>> start Records for this exercise

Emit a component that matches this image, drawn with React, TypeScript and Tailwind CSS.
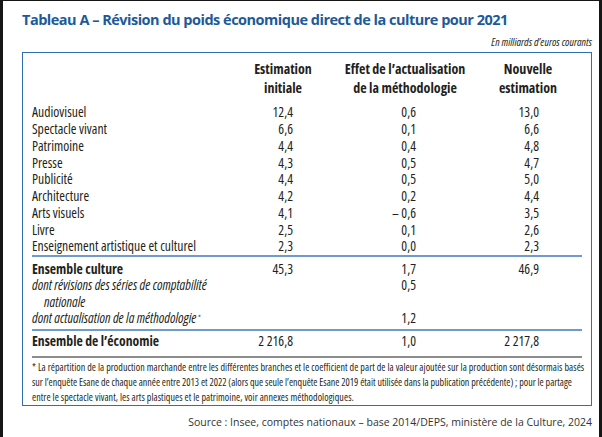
const rows: [string, string, string, string][] = [
  ["Audiovisuel", "12,4", "0,6", "13,0"],
  ["Spectacle vivant", "6,6", "0,1", "6,6"],
  ["Patrimoine", "4,4", "0,4", "4,8"],
  ["Presse", "4,3", "0,5", "4,7"],
  ["Publicité", "4,4", "0,5", "5,0"],
  ["Architecture", "4,2", "0,2", "4,4"],
  ["Arts visuels", "4,1", "– 0,6", "3,5"],
  ["Livre", "2,5", "0,1", "2,6"],
  ["Enseignement artistique et culturel", "2,3", "0,0", "2,3"],
];

function Row({
  label,
  a,
  b,
  c,
  labelClass = "",
  h = "h-[16.75px] leading-[16.75px]",
}: {
  label: React.ReactNode;
  a?: string;
  b?: string;
  c?: string;
  labelClass?: string;
  h?: string;
}) {
  return (
    <div className={`grid grid-cols-[201px_60px_123px_123px] ${h}`}>
      <div className={`whitespace-nowrap ${labelClass}`}>{label}</div>
      <div className="text-right">{a}</div>
      <div className="text-right whitespace-pre">{b}</div>
      <div className="text-right">{c}</div>
    </div>
  );
}

export default function App() {
  return (
    <div className="w-[602px] h-[437px] overflow-hidden bg-white border-l-[3px] border-r-[3px] border-t border-[#161616] pl-[19px] pr-[7px] pt-[9px] text-[#231f20] font-['Open_Sans',sans-serif]">
      <h1 className="whitespace-nowrap font-bold [font-stretch:88%] tracking-[-0.5px] text-[14.5px] leading-[20px] text-[#1d5a97]">
        Tableau A – Révision du poids économique direct de la culture pour 2021
      </h1>
      <p className="mt-[5px] text-right italic [font-stretch:75%] text-[11px] leading-[14px]">
        En milliards d’euros courants
      </p>
      <div className="mt-[3px] border border-[#3170ad] px-[9px] [font-stretch:75%]">
        <div className="pt-[6px] grid grid-cols-[191px_120px_124px_115px] text-center font-bold text-[14px] leading-[19px] whitespace-nowrap">
          <div />
          <div>
            Estimation
            <br />
            initiale
          </div>
          <div>
            Effet de l’actualisation
            <br />
            de la méthodologie
          </div>
          <div className="pl-[7px]">
            Nouvelle
            <br />
            estimation
          </div>
        </div>
        <div className="mt-[7.3px] text-[13.7px]">
          {rows.map((r) => (
            <Row key={r[0]} label={r[0]} a={r[1]} b={r[2]} c={r[3]} />
          ))}
          <div className="mt-[0.4px] h-[2px] bg-[#6f9bcb]" />
          <div className="mt-[3.5px]">
            <Row label="Ensemble culture" labelClass="font-bold" a="45,3" b="1,7" c="46,9" h="h-[16.5px] leading-[16.5px]" />
            <Row label="dont révisions des séries de comptabilité" labelClass="italic" b="0,5" h="h-[16.5px] leading-[16.5px]" />
            <Row label="nationale" labelClass="italic pl-[12px]" h="h-[16.5px] leading-[16.5px]" />
            <Row
              label={
                <>
                  dont actualisation de la méthodologie
                  <span className="text-[8px] align-top relative top-[-1px] ml-[1px]">*</span>
                </>
              }
              labelClass="italic"
              b="1,2"
              h="h-[16.5px] leading-[16.5px]"
            />
          </div>
          <div className="mt-[2px] h-[2px] bg-[#6f9bcb]" />
          <div className="mt-[2.5px]">
            <Row label="Ensemble de l’économie" labelClass="font-bold" a="2 216,8" b="1,0" c="2 217,8" h="h-[16.5px] leading-[16.5px]" />
          </div>
          <div className="mt-[6.3px] h-[2px] bg-[#8c8c8c]" />
        </div>
        <div className="mt-[2px] text-[10px] leading-[15px] whitespace-nowrap">
          <div className="tracking-[0.06px]">
            * La répartition de la production marchande entre les différentes branches et le coefficient de part de la valeur ajoutée sur la production sont désormais basés
          </div>
          <div>
            sur l’enquête Esane de chaque année entre 2013 et 2022 (alors que seule l’enquête Esane 2019 était utilisée dans la publication précédente) ; pour le partage
          </div>
          <div className="tracking-[0.06px]">
            entre le spectacle vivant, les arts plastiques et le patrimoine, voir annexes méthodologiques.
          </div>
        </div>
      </div>
      <p className="mt-[9px] text-right text-[10.5px] leading-[14px] text-[#333]">
        Source : Insee, comptes nationaux – base 2014/DEPS, ministère de la Culture, 2024
      </p>
    </div>
  );
}
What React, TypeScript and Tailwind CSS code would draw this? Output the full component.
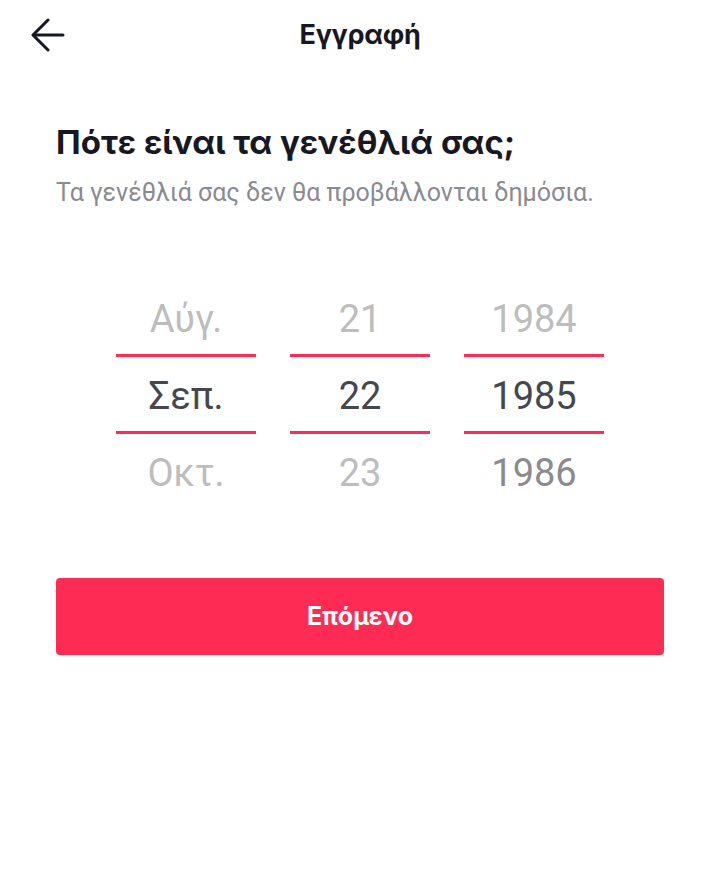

>> end Records for this exercise

Your copy should repeat each entry above exactly but contain no pictures.

**Finished exercise**
Emit a component that matches this image, drawn with React, TypeScript and Tailwind CSS.
const rows: [string, string, string, string][] = [
  ["Audiovisuel", "12,4", "0,6", "13,0"],
  ["Spectacle vivant", "6,6", "0,1", "6,6"],
  ["Patrimoine", "4,4", "0,4", "4,8"],
  ["Presse", "4,3", "0,5", "4,7"],
  ["Publicité", "4,4", "0,5", "5,0"],
  ["Architecture", "4,2", "0,2", "4,4"],
  ["Arts visuels", "4,1", "– 0,6", "3,5"],
  ["Livre", "2,5", "0,1", "2,6"],
  ["Enseignement artistique et culturel", "2,3", "0,0", "2,3"],
];

function Row({
  label,
  a,
  b,
  c,
  labelClass = "",
  h = "h-[16.75px] leading-[16.75px]",
}: {
  label: React.ReactNode;
  a?: string;
  b?: string;
  c?: string;
  labelClass?: string;
  h?: string;
}) {
  return (
    <div className={`grid grid-cols-[201px_60px_123px_123px] ${h}`}>
      <div className={`whitespace-nowrap ${labelClass}`}>{label}</div>
      <div className="text-right">{a}</div>
      <div className="text-right whitespace-pre">{b}</div>
      <div className="text-right">{c}</div>
    </div>
  );
}

export default function App() {
  return (
    <div className="w-[602px] h-[437px] overflow-hidden bg-white border-l-[3px] border-r-[3px] border-t border-[#161616] pl-[19px] pr-[7px] pt-[9px] text-[#231f20] font-['Open_Sans',sans-serif]">
      <h1 className="whitespace-nowrap font-bold [font-stretch:88%] tracking-[-0.5px] text-[14.5px] leading-[20px] text-[#1d5a97]">
        Tableau A – Révision du poids économique direct de la culture pour 2021
      </h1>
      <p className="mt-[5px] text-right italic [font-stretch:75%] text-[11px] leading-[14px]">
        En milliards d’euros courants
      </p>
      <div className="mt-[3px] border border-[#3170ad] px-[9px] [font-stretch:75%]">
        <div className="pt-[6px] grid grid-cols-[191px_120px_124px_115px] text-center font-bold text-[14px] leading-[19px] whitespace-nowrap">
          <div />
          <div>
            Estimation
            <br />
            initiale
          </div>
          <div>
            Effet de l’actualisation
            <br />
            de la méthodologie
          </div>
          <div className="pl-[7px]">
            Nouvelle
            <br />
            estimation
          </div>
        </div>
        <div className="mt-[7.3px] text-[13.7px]">
          {rows.map((r) => (
            <Row key={r[0]} label={r[0]} a={r[1]} b={r[2]} c={r[3]} />
          ))}
          <div className="mt-[0.4px] h-[2px] bg-[#6f9bcb]" />
          <div className="mt-[3.5px]">
            <Row label="Ensemble culture" labelClass="font-bold" a="45,3" b="1,7" c="46,9" h="h-[16.5px] leading-[16.5px]" />
            <Row label="dont révisions des séries de comptabilité" labelClass="italic" b="0,5" h="h-[16.5px] leading-[16.5px]" />
            <Row label="nationale" labelClass="italic pl-[12px]" h="h-[16.5px] leading-[16.5px]" />
            <Row
              label={
                <>
                  dont actualisation de la méthodologie
                  <span className="text-[8px] align-top relative top-[-1px] ml-[1px]">*</span>
                </>
              }
              labelClass="italic"
              b="1,2"
              h="h-[16.5px] leading-[16.5px]"
            />
          </div>
          <div className="mt-[2px] h-[2px] bg-[#6f9bcb]" />
          <div className="mt-[2.5px]">
            <Row label="Ensemble de l’économie" labelClass="font-bold" a="2 216,8" b="1,0" c="2 217,8" h="h-[16.5px] leading-[16.5px]" />
          </div>
          <div className="mt-[6.3px] h-[2px] bg-[#8c8c8c]" />
        </div>
        <div className="mt-[2px] text-[10px] leading-[15px] whitespace-nowrap">
          <div className="tracking-[0.06px]">
            * La répartition de la production marchande entre les différentes branches et le coefficient de part de la valeur ajoutée sur la production sont désormais basés
          </div>
          <div>
            sur l’enquête Esane de chaque année entre 2013 et 2022 (alors que seule l’enquête Esane 2019 était utilisée dans la publication précédente) ; pour le partage
          </div>
          <div className="tracking-[0.06px]">
            entre le spectacle vivant, les arts plastiques et le patrimoine, voir annexes méthodologiques.
          </div>
        </div>
      </div>
      <p className="mt-[9px] text-right text-[10.5px] leading-[14px] text-[#333]">
        Source : Insee, comptes nationaux – base 2014/DEPS, ministère de la Culture, 2024
      </p>
    </div>
  );
}
What React, TypeScript and Tailwind CSS code would draw this? Output the full component.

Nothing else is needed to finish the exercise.